Atlanta.
Originally uploaded by Susan Groppi.
I'm in Atlanta for the 121st Annual Meeting of the American Historical Association. I have maligned this meeting in the past, claiming that it's little more than a stress factory driven by the collective tension of hundreds of job-seeking historians. I say "maligned" because, while that aspect of the conference is certainly present, I am finally willing to concede that there's a lot more to it. (My problem, mainly, is that I've been holding the AHA up against the example of the History of Science Society annual meetings, which have a much stronger sense of community. It's an unfair comparison.)
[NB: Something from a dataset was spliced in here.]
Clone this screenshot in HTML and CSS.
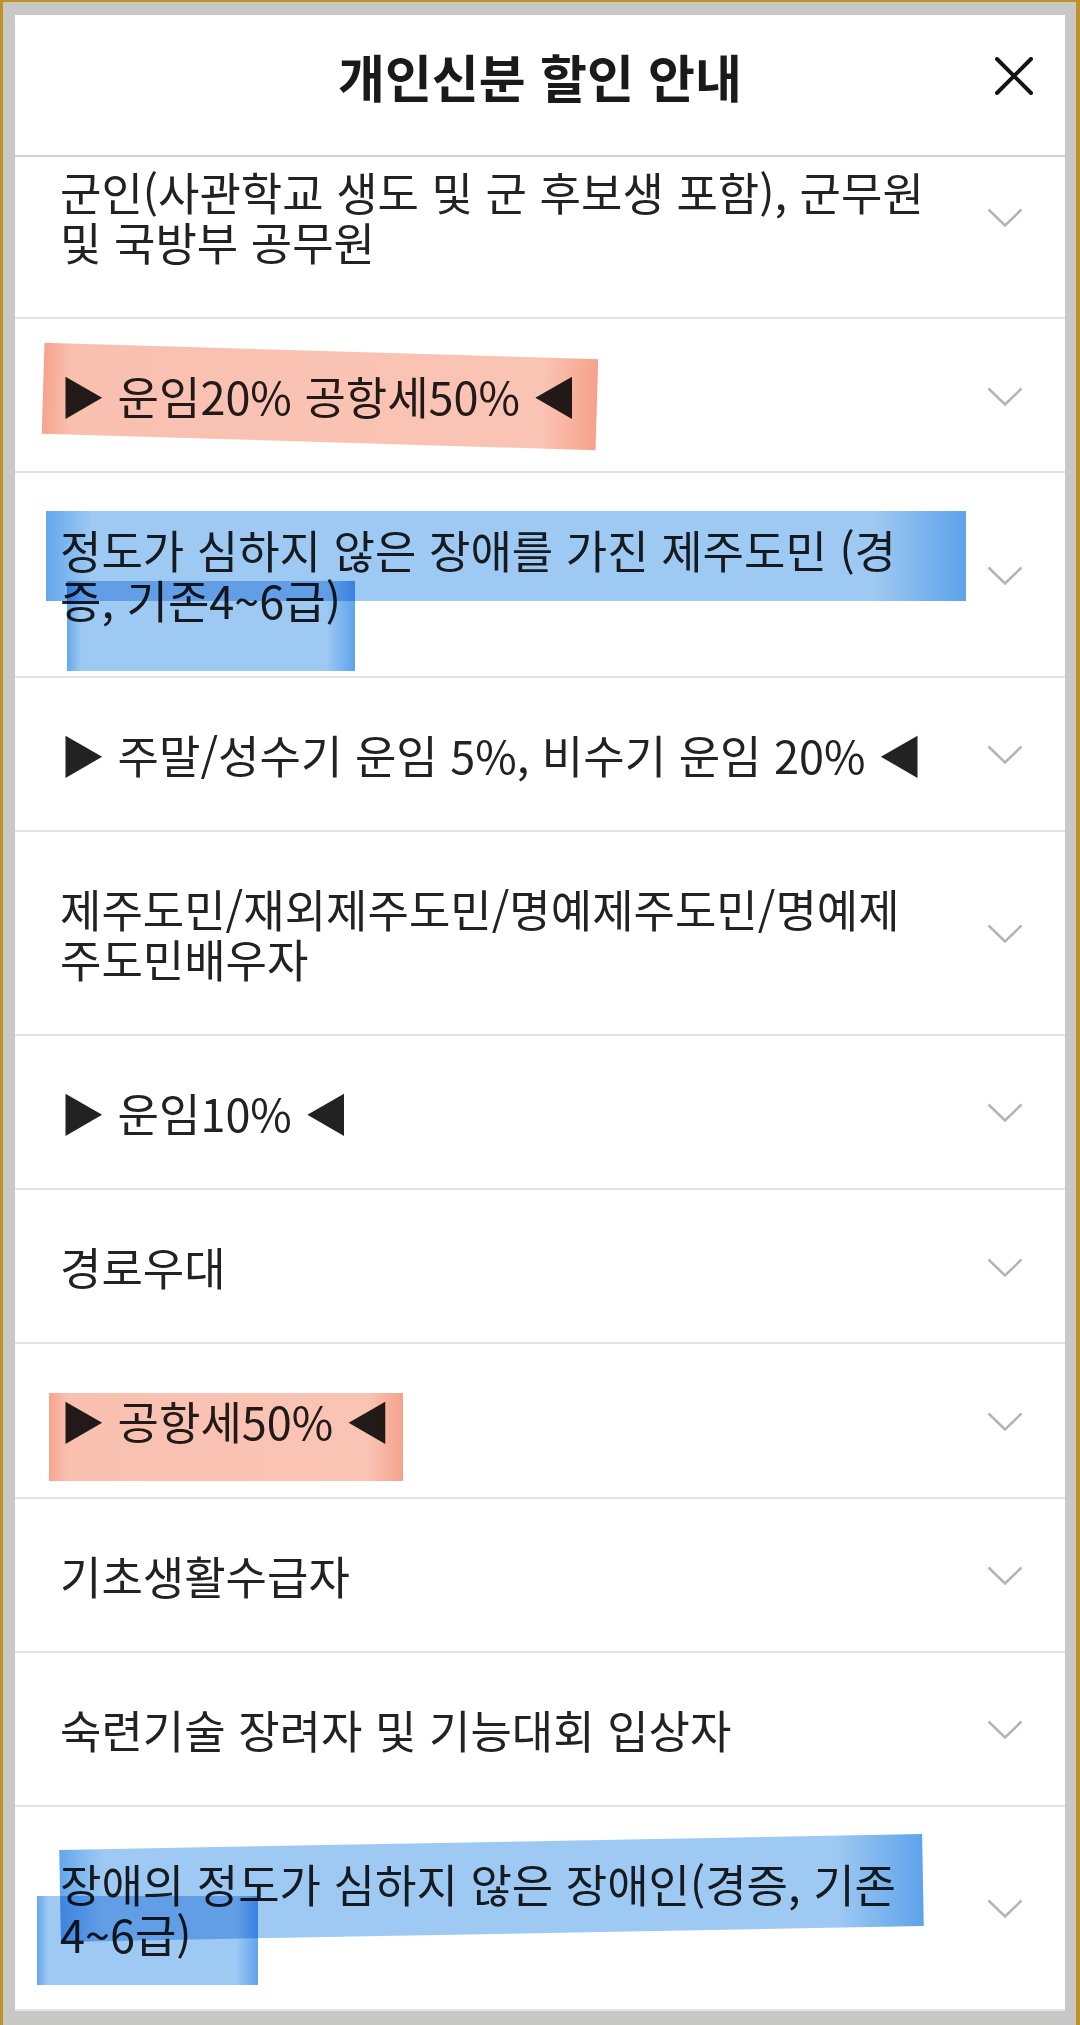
FILE: index.html
```html
<!DOCTYPE html>
<html lang="ko">
<head>
  <meta charset="UTF-8">
  <meta name="viewport" content="width=device-width, initial-scale=1.0">
  <title>개인신분 할인 안내</title>
  <link rel="stylesheet" href="styles.css">
</head>
<body>

  <div class="sheet">
    <header class="sheet-head">
      <span></span>
      <h1 class="sheet-title">개인신분 할인 안내</h1>
      <button class="close-btn" aria-label="닫기">
        <svg width="38" height="38" viewBox="0 0 38 38">
          <path d="M2 2 L36 36 M36 2 L2 36" stroke="#141414" stroke-width="4" stroke-linecap="round" fill="none"/>
        </svg>
      </button>
    </header>

    <div class="sheet-body">
      <ul class="discount-list">
        <li class="discount-item">
          <span class="item-text">군인(사관학교 생도 및 군 후보생 포함), 군무원 및 국방부 공무원</span>
          <svg class="chevron" viewBox="0 0 36 19"><polyline points="1.5,1.5 18,17.5 34.5,1.5"/></svg>
        </li>
        <li class="discount-item">
          <span class="item-text">▶ 운임20% 공항세50% ◀</span>
          <svg class="chevron" viewBox="0 0 36 19"><polyline points="1.5,1.5 18,17.5 34.5,1.5"/></svg>
          <span class="mark mark-orange mark-1"></span>
        </li>
        <li class="discount-item">
          <span class="item-text">정도가 심하지 않은 장애를 가진 제주도민 (경증, 기존4~6급)</span>
          <svg class="chevron" viewBox="0 0 36 19"><polyline points="1.5,1.5 18,17.5 34.5,1.5"/></svg>
          <span class="mark mark-blue mark-2"></span>
          <span class="mark mark-blue mark-3"></span>
        </li>
        <li class="discount-item">
          <span class="item-text">▶ 주말/성수기 운임 5%, 비수기 운임 20% ◀</span>
          <svg class="chevron" viewBox="0 0 36 19"><polyline points="1.5,1.5 18,17.5 34.5,1.5"/></svg>
        </li>
        <li class="discount-item">
          <span class="item-text">제주도민/재외제주도민/명예제주도민/명예제주도민배우자</span>
          <svg class="chevron" viewBox="0 0 36 19"><polyline points="1.5,1.5 18,17.5 34.5,1.5"/></svg>
        </li>
        <li class="discount-item">
          <span class="item-text">▶ 운임10% ◀</span>
          <svg class="chevron" viewBox="0 0 36 19"><polyline points="1.5,1.5 18,17.5 34.5,1.5"/></svg>
        </li>
        <li class="discount-item">
          <span class="item-text">경로우대</span>
          <svg class="chevron" viewBox="0 0 36 19"><polyline points="1.5,1.5 18,17.5 34.5,1.5"/></svg>
        </li>
        <li class="discount-item">
          <span class="item-text">▶ 공항세50% ◀</span>
          <svg class="chevron" viewBox="0 0 36 19"><polyline points="1.5,1.5 18,17.5 34.5,1.5"/></svg>
          <span class="mark mark-orange mark-4"></span>
        </li>
        <li class="discount-item">
          <span class="item-text">기초생활수급자</span>
          <svg class="chevron" viewBox="0 0 36 19"><polyline points="1.5,1.5 18,17.5 34.5,1.5"/></svg>
        </li>
        <li class="discount-item">
          <span class="item-text">숙련기술 장려자 및 기능대회 입상자</span>
          <svg class="chevron" viewBox="0 0 36 19"><polyline points="1.5,1.5 18,17.5 34.5,1.5"/></svg>
        </li>
        <li class="discount-item">
          <span class="item-text">장애의 정도가 심하지 않은 장애인(경증, 기존4~6급)</span>
          <svg class="chevron" viewBox="0 0 36 19"><polyline points="1.5,1.5 18,17.5 34.5,1.5"/></svg>
          <span class="mark mark-blue mark-5"></span>
          <span class="mark mark-blue mark-6"></span>
        </li>
      </ul>
    </div>
  </div>

</body>
</html>
```

FILE: styles.css
```css
body {
  margin: 0;
  padding: 13px 11px 14px 12px;
  background-color: #c8c8c6;
  border-top: 2px solid #bd922d;
  border-left: 3px solid #bd922d;
  border-right: 4px solid #bd922d;
  font-family: "Noto Sans CJK KR", "Noto Sans", sans-serif;
  color: #222;
}

.sheet {
  height: 1996px;
  background: #ffffff;
  display: flex;
  flex-direction: column;
  overflow: hidden;
}

/* header */
.sheet-head {
  display: grid;
  grid-template-columns: 1fr auto 1fr;
  align-items: center;
  height: 50px;
  padding: 36px 32px 54px;
  border-bottom: 2px solid #d2d2d2;
}

.sheet-title {
  margin: 0;
  font-size: 51px;
  line-height: 50px;
  font-weight: 700;
  color: #1a1a1a;
}

.close-btn {
  justify-self: end;
  width: 38px;
  height: 38px;
  padding: 0;
  border: none;
  background: none;
}

.close-btn svg {
  display: block;
}

/* list */
.sheet-body {
  flex: 1;
  overflow: hidden;
}

.discount-list {
  list-style: none;
  margin: -42px 0 0;
  padding: 0;
}

.discount-item {
  position: relative;
  display: grid;
  grid-template-columns: 1fr 36px;
  column-gap: 54px;
  align-items: center;
  padding: 52px 42px 50.2px 45px;
  border-bottom: 2px solid #e2e2e2;
}

.item-text {
  font-size: 45px;
  line-height: 50px;
}

.chevron {
  width: 36px;
  height: 19px;
  fill: none;
  stroke: #b4b4b4;
  stroke-width: 2.5;
}

/* highlighter marks */
.mark {
  position: absolute;
  mix-blend-mode: multiply;
}

.mark-orange {
  background: linear-gradient(to right, #f6a38d 0%, #f9c0b0 5%, #fac4b4 90%, #f5a28b 100%);
}

.mark-blue {
  background: linear-gradient(to right, #64a7ec 0%, #9ec9f2 5%, #9ec9f2 90%, #5ea3eb 100%);
}

.mark-1 { left: 28px; top: 32px; width: 554px; height: 91px; transform: rotate(1.7deg); }
.mark-2 { left: 31px; top: 38px; width: 920px; height: 90px; }
.mark-3 { left: 52px; top: 108px; width: 288px; height: 90px; }
.mark-4 { left: 34px; top: 49px; width: 354px; height: 88px; }
.mark-5 { left: 45px; top: 35px; width: 863px; height: 92px; transform: rotate(-1.05deg); }
.mark-6 { left: 22px; top: 89px; width: 221px; height: 89px; }
```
I'm having a good time, even though I'm spending a little too much time holed up in my hotel room, working. These conferences tend to have an energizing effect when it comes to work, and in the last day and a half I've made some good progress on a few projects.
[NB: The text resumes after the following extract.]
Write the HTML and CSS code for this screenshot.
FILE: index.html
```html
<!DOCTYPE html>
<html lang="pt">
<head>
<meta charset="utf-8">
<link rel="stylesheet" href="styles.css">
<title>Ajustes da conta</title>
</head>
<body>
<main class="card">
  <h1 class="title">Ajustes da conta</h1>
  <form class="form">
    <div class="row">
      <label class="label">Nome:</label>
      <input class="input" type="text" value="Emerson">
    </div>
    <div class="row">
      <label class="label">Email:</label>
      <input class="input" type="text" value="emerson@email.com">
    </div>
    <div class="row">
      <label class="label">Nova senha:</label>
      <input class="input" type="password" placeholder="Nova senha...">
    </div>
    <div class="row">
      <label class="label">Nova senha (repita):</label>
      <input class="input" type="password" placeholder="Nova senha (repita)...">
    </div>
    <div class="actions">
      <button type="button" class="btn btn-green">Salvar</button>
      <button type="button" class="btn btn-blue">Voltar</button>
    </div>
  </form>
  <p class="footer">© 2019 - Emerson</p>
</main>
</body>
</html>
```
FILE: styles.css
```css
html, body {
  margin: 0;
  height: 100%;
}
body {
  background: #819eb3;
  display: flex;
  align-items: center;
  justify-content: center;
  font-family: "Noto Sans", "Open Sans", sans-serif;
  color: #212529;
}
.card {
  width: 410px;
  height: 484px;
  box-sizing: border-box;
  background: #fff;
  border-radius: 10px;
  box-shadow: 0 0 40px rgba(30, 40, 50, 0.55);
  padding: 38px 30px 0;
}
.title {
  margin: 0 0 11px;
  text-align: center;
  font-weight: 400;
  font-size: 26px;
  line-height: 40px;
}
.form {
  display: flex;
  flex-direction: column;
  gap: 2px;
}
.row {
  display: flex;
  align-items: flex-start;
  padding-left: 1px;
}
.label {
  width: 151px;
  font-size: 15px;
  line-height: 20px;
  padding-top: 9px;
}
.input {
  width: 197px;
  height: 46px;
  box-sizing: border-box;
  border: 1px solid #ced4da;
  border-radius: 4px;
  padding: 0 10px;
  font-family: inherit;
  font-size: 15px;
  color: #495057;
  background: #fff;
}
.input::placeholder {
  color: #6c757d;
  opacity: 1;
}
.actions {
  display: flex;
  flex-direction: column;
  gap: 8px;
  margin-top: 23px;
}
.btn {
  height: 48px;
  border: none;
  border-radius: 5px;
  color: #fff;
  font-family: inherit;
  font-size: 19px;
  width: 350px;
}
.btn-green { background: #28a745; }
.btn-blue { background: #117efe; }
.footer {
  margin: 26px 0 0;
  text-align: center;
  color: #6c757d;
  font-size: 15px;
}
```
All this working means that I haven't attended much of the scheduled programming, although I did make it to a great panel yesterday, "Getting to your first publication: Articles and Monographs." The panelists, two journal editors and two university-press acquisitions editors, were friendly and informative. Most of what they said about submissions and publication was just common sense, but that was useful--the process seems so obscure to most early-career academics that there's enormous value in just having one's common-sense instincts affirmed.
One of the book editors cited some interesting (and disturbing) statistics, though, about the state of academic publishing. He said that in the last twenty-five years, the number of individual titles published by university presses had increased dramatically--if I'm reading my notes correctly, he said that in 1980 there were approximately 2300 individual titles released by university presses, and in 2004 it was more like 11,000. That almost looks like good news for academic publishing, except that it's not as simple a statistic as it looks; the increase in number of titles has been accompanied by an equally dramatic decline in the size of print runs. College and university libraries (the major market for academic books) are buying far fewer books than they were twenty or thirty years ago, and where university presses used to not even consider print runs smaller than 1500 or 2000, they're now down to 700 or 800, and in some cases as low as 300 or 400. And, of course, smaller print runs generally means a higher per-book production costs, so the prices of academic books have been rising, which only exacerbates the problem of academic libraries not buying as many of them. (He said that the decline in book purchasing is generally attributed to increases in the subscription costs for scientific journals; he cited some figures saying that in 1980, academic libraries generally spent seventy percent of their acquisitions budgets on books and thirty percent on journals, but the most recent surveys show a complete inversion of those figures.)
The impact on early-career academics, of course, is that it's probably more difficult to sell a first book. First books are usually based on dissertations, and dissertations are usually very narrowly focused, and publishers who can't rely on large-scale library purchasing have to place an even larger priority on finding a broader audience for any given book in their list. Both of the book editors on the panel expressed some dismay about the way that academic publishers have (in their words) become implicated in the tenure process; the take-home lesson for graduate students, I suppose, is to pay attention to the ways in which the dissertation project can be related back to larger contexts. (To paraphrase another example from a panelist, if your dissertation is an examination of the changes in fishing patterns in three small Sicilian villages in the early eighteen hundreds, you'll have an easier time selling it if you can demonstrate that in some fundamental way it's really a study in the impact of the Industrial Revolution on rural economies.)